JEPA: A Predictive Alternative to Generative AI

Poniak Research

6 months ago

JEPA: A Predictive Alternative to Generative AI, Novel Architecture, World Models

JEPA, or Joint Embedding Predictive Architecture, is a new self-supervised learning framework that predicts abstract representations instead of generating raw data. Proposed by Yann LeCun, it offers a more efficient, human-like approach to learning across modalities like text, images, and audio. This article explores how JEPA works, where it applies, and why it may shape the future of intelligent systems.

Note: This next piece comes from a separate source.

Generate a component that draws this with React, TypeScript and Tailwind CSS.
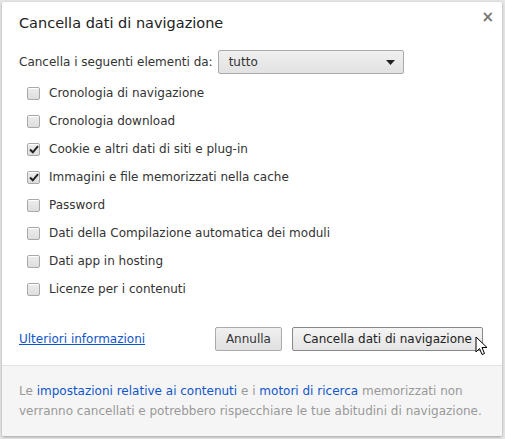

The rapid ascent of generative artificial intelligence, encompassing models that produce text, images, and other media, has captivated researchers and industries alike. These systems, remarkable in their ability to generate coherent outputs, often rely on predicting the next token or pixel based on preceding data. However, this approach diverges from human cognition, which excels at abstract reasoning and gap-filling rather than sequential generation. A novel framework, the Joint Embedding Predictive Architecture (JEPA), proposed by Yann LeCun, offers a transformative alternative. By prioritizing the prediction of abstract representations over raw data generation, JEPA aligns more closely with human-like understanding.

Understanding JEPA: Core Principles

The Joint Embedding Predictive Architecture (JEPA) is a self-supervised learning framework designed to predict abstract representations, or embeddings, of missing or future data. Unlike large language models, which generate subsequent words in a sequence, or diffusion models, which reconstruct images pixel by pixel, JEPA focuses on capturing the essence of data in a compressed, high-level form. This approach enables the model to learn robust patterns without requiring extensive labeled datasets, making it highly versatile across modalities such as text, images, audio, and video.

At its core, JEPA operates by encoding partial data inputs and predicting the embeddings of obscured or future components. Embeddings serve as compact, numerical representations that distill the semantic or structural content of data. By predicting these embeddings rather than reconstructing raw inputs, JEPA achieves greater computational efficiency and flexibility compared to traditional generative models or autoencoders, which prioritize input reconstruction over abstract reasoning.

Operational Mechanics of JEPA

To comprehend JEPA’s functionality, it is essential to examine its three primary components and their roles within the training process:

Context Encoder: Processes the visible or known portion of the data, generating an embedding that captures its structure and meaning.
Target Encoder: Encodes the hidden or missing portion of the data, producing an embedding that serves as the ground truth for prediction.
Predictor: Utilizes the context embedding to forecast the target embedding, aiming to align the two representations.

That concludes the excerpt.